Boehner’s New Plan Doesn’t Cut Spending

Posted by Chris Edwards

House Speaker John Boehner has revised his budget plan in response to an unfavorable analysis by the CBO. The CBO has examined Boehner’s new plan and finds that it would cut spending by $917 billion over 10 years. Of the total, only $761 billion would be cuts to programs. The rest of the savings would be from reduced interest costs.

Actually, the revised Boehner plan doesn’t cut spending at all. The chart shows the discretionary spending caps in the new Boehner plan. Spending increases every year—from $1.043 trillion in 2012 to $1,234 trillion in 2021. (These figures exclude the costs of wars in Iraq and Afghanistan).

The “cuts” in the Boehner plan are only cuts from the CBO baseline, which is an assumed path of constantly rising spending. If Congress wanted to, it could require CBO to increase its “baseline” spending by, say, $5 trillion over the next decade. Then Boehner could claim that he was “cutting” spending by $5.9 trillion, even though his plan hadn’t changed. You can see that discretionary “cuts” against baselines don’t mean anything.

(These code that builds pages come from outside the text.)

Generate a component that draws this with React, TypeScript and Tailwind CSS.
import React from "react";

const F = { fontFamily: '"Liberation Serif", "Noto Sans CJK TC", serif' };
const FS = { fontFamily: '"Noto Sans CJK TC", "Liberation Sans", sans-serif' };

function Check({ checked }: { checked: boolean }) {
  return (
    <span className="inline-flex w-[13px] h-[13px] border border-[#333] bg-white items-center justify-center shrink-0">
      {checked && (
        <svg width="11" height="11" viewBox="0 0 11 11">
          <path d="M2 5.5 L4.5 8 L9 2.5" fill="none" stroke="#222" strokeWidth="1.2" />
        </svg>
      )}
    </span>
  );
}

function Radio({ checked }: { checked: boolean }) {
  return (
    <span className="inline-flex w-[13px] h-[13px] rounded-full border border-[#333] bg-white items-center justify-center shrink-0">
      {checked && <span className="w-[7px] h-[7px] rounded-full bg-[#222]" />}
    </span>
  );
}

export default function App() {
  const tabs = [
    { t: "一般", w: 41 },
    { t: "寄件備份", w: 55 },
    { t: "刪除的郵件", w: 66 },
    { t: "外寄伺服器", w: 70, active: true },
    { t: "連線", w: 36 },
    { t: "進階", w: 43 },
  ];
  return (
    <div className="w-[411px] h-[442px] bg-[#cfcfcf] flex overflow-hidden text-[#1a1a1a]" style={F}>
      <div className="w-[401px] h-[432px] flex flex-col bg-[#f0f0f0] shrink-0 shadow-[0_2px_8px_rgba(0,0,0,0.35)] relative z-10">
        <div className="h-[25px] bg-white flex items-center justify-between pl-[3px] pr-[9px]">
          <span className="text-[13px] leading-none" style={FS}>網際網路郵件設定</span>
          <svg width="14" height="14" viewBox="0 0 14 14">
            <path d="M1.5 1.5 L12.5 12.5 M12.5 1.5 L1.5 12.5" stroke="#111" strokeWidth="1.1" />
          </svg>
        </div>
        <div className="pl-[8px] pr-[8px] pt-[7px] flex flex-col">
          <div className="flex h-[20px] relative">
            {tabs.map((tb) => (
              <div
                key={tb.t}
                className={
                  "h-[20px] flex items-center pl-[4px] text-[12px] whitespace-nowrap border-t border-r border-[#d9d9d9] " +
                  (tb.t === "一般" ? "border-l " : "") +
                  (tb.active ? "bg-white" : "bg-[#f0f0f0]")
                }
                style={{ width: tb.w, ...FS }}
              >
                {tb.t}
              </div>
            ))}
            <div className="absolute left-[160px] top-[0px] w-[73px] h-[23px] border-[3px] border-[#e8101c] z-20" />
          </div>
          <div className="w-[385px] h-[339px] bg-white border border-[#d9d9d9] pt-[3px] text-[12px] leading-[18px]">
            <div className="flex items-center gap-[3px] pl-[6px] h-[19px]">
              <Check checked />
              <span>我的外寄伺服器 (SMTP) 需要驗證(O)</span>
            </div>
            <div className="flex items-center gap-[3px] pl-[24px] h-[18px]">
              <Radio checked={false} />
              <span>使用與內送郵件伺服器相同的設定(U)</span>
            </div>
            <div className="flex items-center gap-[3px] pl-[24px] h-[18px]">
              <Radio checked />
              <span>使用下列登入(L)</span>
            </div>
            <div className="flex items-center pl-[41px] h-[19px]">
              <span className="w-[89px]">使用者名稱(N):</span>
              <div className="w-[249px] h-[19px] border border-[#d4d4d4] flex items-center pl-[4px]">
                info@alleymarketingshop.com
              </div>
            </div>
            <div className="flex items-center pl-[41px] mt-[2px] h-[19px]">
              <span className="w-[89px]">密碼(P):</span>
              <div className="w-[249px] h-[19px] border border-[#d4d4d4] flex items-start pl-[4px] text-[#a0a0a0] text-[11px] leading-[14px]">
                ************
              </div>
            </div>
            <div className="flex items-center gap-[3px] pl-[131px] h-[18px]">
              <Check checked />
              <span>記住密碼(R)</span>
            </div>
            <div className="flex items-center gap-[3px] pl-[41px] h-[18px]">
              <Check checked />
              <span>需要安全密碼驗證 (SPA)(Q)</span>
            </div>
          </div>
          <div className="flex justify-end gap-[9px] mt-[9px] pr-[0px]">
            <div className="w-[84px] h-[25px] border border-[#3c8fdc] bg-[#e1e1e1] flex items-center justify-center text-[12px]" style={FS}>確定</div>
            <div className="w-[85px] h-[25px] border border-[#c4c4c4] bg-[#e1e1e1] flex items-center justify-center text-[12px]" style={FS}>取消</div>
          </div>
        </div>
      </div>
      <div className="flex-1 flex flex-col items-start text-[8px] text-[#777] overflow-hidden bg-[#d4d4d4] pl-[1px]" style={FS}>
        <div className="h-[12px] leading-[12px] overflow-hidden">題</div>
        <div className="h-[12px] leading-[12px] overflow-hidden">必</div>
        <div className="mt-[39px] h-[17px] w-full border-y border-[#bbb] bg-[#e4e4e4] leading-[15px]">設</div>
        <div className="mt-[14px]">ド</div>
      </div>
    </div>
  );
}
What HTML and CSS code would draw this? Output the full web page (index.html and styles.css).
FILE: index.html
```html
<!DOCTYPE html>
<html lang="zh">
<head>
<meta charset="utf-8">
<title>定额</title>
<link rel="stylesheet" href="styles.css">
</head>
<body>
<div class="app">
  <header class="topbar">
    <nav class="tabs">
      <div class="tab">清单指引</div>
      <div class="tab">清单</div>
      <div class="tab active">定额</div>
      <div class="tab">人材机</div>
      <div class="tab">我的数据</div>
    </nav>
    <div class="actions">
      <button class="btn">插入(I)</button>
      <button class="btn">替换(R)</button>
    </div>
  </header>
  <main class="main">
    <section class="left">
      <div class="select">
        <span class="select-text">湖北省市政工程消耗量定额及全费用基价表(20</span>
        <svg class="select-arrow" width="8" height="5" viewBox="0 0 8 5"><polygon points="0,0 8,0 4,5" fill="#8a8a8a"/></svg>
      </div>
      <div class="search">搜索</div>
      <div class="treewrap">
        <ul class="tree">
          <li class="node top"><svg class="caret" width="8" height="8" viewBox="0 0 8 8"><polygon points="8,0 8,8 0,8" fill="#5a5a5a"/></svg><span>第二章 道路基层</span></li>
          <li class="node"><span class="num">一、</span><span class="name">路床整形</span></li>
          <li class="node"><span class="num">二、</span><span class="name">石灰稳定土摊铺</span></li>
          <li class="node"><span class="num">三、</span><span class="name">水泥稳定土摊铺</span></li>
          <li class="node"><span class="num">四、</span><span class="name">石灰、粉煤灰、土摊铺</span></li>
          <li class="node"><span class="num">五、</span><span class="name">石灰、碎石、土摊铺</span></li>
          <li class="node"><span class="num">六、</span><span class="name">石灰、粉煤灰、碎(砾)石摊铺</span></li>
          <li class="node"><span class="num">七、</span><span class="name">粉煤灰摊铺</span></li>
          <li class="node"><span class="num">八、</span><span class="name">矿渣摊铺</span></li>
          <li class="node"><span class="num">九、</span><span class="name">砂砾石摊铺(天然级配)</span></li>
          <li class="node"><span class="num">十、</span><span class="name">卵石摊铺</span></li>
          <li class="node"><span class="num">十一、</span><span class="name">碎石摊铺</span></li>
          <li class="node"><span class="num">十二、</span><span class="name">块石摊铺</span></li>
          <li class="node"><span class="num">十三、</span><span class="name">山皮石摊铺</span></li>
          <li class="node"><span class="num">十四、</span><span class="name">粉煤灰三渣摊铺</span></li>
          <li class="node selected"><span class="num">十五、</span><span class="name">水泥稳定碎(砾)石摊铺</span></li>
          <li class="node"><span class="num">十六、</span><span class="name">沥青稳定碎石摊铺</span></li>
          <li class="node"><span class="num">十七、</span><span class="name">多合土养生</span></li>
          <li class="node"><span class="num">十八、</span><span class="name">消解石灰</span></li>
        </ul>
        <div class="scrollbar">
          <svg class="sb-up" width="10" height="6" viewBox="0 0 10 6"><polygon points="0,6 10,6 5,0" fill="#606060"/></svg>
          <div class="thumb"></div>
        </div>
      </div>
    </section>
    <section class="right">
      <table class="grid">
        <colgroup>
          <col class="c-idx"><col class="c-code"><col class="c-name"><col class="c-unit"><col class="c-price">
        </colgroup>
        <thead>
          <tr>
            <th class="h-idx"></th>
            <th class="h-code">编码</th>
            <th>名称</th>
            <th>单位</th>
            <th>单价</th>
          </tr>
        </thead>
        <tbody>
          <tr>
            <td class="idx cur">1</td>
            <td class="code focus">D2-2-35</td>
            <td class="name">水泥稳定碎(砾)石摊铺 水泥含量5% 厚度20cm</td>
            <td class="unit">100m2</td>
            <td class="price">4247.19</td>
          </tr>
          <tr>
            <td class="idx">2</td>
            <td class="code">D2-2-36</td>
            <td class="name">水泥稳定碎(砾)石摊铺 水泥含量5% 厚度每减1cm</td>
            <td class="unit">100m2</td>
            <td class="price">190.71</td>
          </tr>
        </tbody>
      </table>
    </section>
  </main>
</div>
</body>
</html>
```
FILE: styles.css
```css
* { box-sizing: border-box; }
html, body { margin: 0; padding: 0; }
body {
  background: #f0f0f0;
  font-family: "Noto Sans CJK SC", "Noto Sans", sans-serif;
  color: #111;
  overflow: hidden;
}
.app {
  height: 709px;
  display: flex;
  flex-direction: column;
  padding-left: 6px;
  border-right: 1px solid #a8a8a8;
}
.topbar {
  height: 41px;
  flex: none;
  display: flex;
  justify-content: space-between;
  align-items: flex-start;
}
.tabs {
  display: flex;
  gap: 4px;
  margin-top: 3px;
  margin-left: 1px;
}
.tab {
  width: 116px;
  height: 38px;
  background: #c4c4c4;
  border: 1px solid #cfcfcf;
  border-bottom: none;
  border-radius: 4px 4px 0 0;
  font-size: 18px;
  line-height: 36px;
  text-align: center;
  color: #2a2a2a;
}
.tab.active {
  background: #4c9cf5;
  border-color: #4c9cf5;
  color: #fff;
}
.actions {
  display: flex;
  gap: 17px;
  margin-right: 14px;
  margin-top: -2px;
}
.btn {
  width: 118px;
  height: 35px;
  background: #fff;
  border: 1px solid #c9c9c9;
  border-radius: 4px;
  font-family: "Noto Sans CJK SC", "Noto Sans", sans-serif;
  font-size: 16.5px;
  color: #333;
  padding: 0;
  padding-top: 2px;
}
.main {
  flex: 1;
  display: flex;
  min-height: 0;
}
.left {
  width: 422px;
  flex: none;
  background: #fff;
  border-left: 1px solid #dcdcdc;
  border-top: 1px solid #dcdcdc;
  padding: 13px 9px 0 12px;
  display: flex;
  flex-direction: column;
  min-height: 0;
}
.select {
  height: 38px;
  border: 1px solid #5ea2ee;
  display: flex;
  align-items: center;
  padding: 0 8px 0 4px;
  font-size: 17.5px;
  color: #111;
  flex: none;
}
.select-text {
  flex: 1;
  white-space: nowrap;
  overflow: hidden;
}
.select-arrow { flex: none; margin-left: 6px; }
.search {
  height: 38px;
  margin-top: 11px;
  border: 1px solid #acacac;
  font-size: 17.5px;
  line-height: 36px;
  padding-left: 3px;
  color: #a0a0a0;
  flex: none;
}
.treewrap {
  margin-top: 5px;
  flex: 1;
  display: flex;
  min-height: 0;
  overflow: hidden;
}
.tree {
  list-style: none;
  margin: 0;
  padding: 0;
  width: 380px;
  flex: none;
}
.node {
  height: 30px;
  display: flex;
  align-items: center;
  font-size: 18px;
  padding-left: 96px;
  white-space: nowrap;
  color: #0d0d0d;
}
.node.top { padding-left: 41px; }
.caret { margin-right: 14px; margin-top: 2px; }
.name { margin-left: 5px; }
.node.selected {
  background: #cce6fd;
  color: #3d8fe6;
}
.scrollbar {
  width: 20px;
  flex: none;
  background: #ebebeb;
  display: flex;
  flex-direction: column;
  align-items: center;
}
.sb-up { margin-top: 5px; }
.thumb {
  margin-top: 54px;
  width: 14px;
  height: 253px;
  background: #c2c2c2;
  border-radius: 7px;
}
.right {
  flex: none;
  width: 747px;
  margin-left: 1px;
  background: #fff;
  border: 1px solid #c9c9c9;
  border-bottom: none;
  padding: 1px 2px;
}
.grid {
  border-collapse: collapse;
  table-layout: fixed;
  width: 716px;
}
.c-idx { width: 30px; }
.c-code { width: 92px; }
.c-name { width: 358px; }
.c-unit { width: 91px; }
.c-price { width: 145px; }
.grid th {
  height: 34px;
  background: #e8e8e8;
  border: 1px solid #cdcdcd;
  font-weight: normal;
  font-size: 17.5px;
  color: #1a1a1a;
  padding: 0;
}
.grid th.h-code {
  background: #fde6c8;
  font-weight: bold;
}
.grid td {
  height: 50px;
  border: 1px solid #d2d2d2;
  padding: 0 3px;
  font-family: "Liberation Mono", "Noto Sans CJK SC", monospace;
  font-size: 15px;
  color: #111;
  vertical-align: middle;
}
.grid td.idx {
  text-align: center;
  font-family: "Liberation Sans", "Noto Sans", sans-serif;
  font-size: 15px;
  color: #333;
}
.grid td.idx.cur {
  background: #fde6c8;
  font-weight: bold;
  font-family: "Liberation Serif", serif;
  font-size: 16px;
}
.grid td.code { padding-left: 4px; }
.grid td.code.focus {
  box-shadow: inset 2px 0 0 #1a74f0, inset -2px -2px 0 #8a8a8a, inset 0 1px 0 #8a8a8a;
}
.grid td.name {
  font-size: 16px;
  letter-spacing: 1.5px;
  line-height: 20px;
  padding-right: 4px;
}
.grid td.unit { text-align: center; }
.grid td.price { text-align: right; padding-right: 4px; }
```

The way to make real spending cuts is to abolish programs and agencies. But it’s been eight months since a landslide election that focused on the issue of spending cuts, and the Republican leadership hasn’t proposed any major terminations. 

Senator Tom Coburn told us exactly where he wants to cut spending in this 620-page report. Senator Rand Paul has detailed $500 billion in specific cuts. Where are the spending cut plans of the other fiscal conservatives in Congress?

Members need to step up to the plate and tell us where they would cut the budget. (For help, they can look here). The reality of ongoing $1 trillion deficits is that Congress has to start abolishing programs, privatizing activities, and making other lasting reforms. Promising to reduce spending growth a bit from projected baseline increases won’t do the job.